I also wanted to make this a post about my brothers in Quiet Company. I count myself incredibly lucky to know and play with Tommy, Matt, Jeff, and Paul (Paul doesn't play in the band but he's part of the team, all the same).
Tommy has been with me the longest and I hope that I can still say that 40 years from now. Our partnership has been a hugely advantageous blessing to me, and I'm grateful for and humbled by his devotion to my songs.
Jeff is one of my favorite people, he's also one of my favorite drummers. I don't just mean out of the drummers I know, either. I mean he's one of my favorite drummers in the world. I love watching him play and I'm really honored that, while he could've played for any band he wanted after Ethan Durele broke up, he chose to come play with us.
Matt is another treasure that Craigslist has bestowed upon me. I'm not sure how many people know this, but Matt is easily the most talented musician in the band. After a year of playing together, I'm happy to say that where music and friendship are concerned, I really trust him. I know that I can rely on him to give 110% whether it's playing bass, recording, or just bringing the van and trailer downtown (a job he got stuck with far more often than was fair this week). I've never heard him complain. He is the consummate professional and I love having him in Quiet Company.

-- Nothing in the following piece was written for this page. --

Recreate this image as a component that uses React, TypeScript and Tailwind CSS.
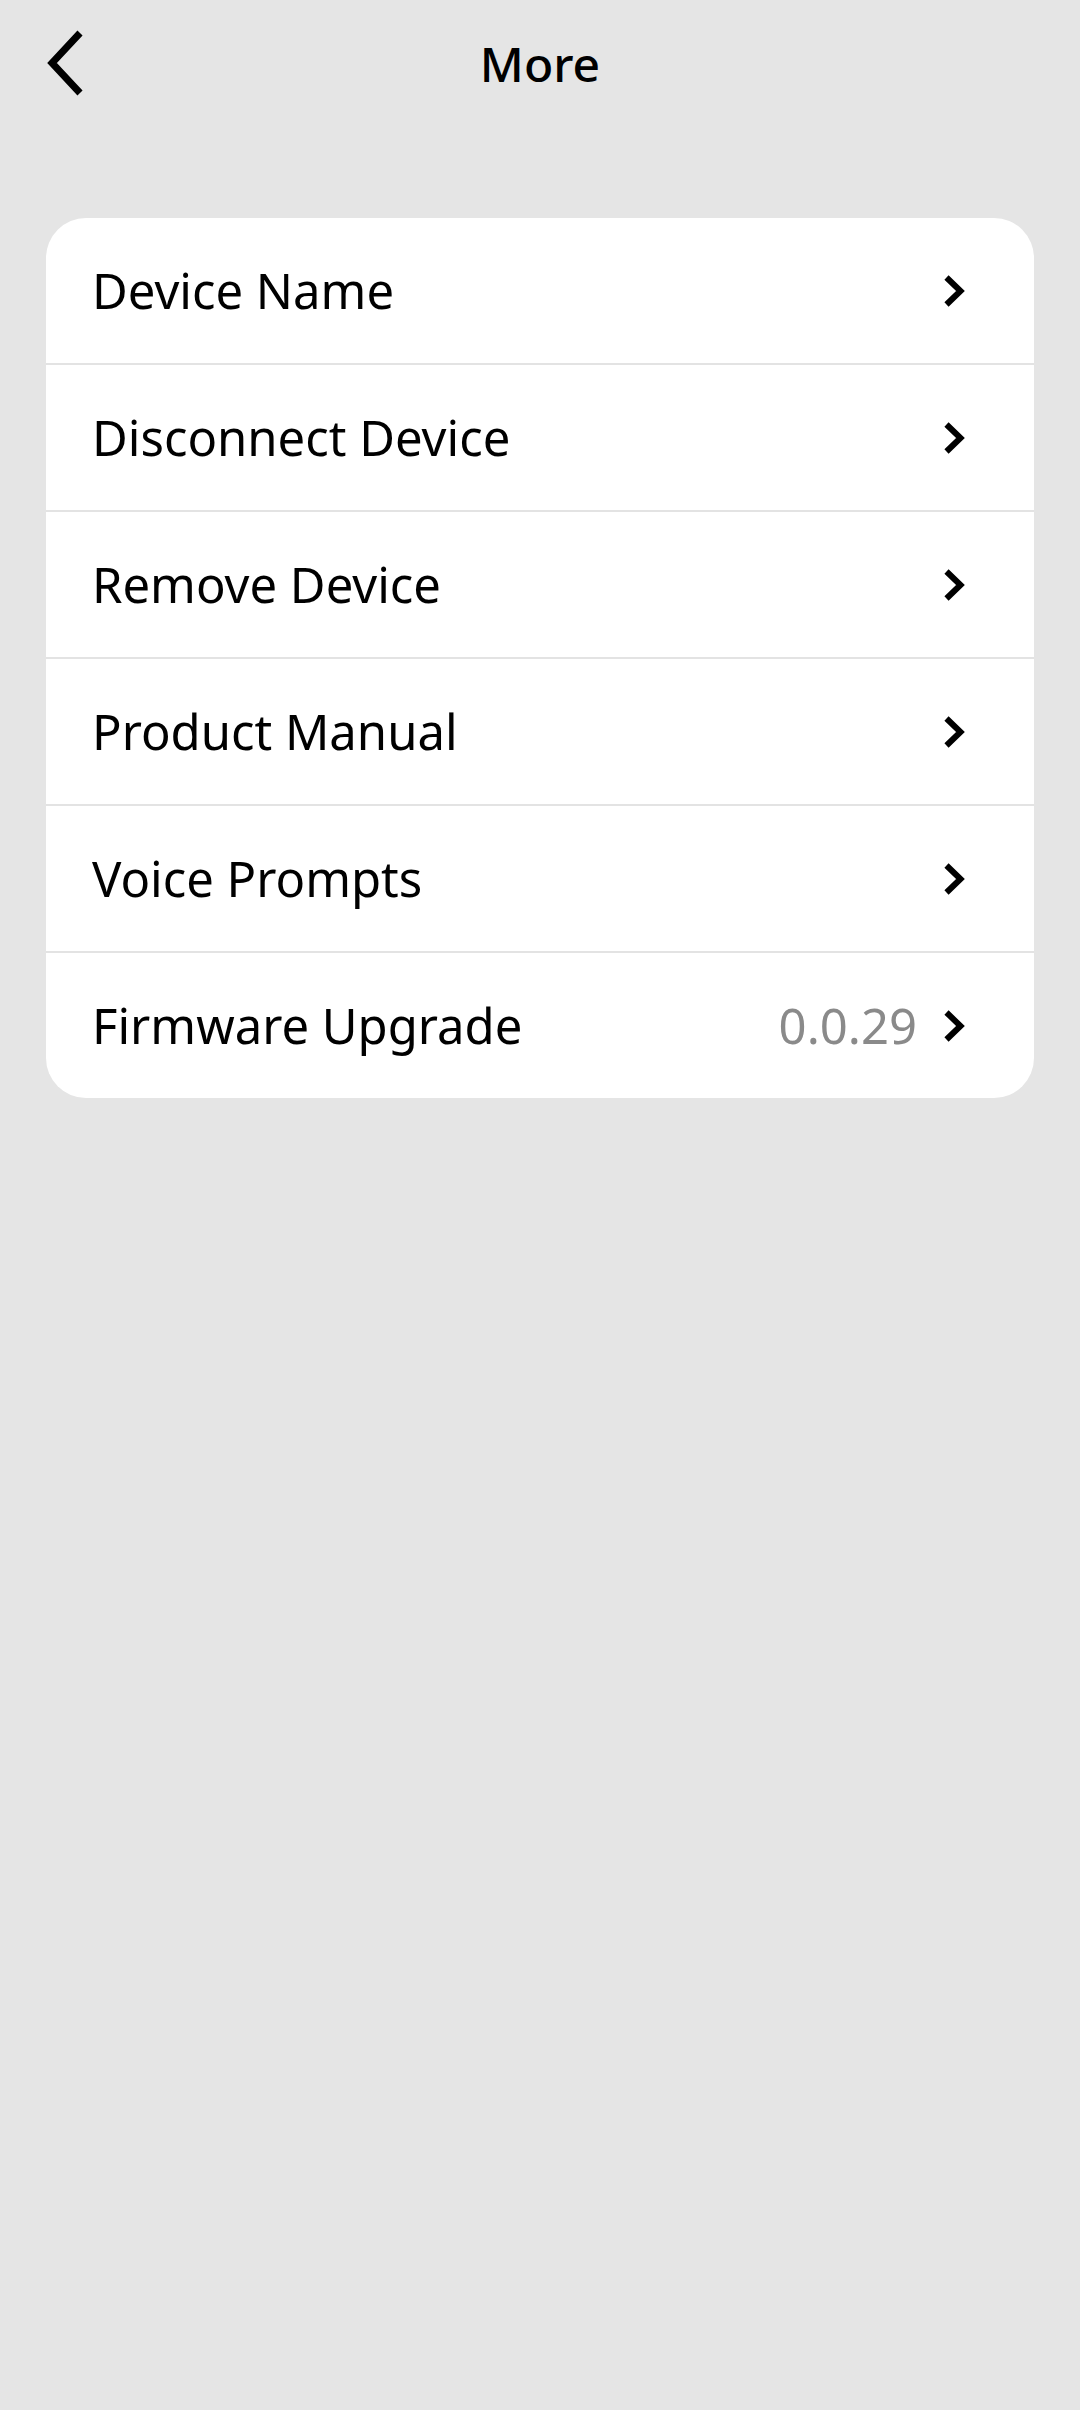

Paul is the driving force behind Quiet Company. When we first started talking about bringing Paul in to manage, I was really apprehensive because he's one of my best friends and I was nervous about mixing business and pleasure. As it turns out, it was possibly the smartest thing we've ever done. I know very few people that work as hard as Paul, and you know he does it because he has genuine faith in his friends and the music we make, because obviously we're not exactly raking in the dough.
So in summation:
1. SXSW was awesome and we live in the greatest city in America, possibly the world.
2. I love my wife so much it makes me, and others, sick.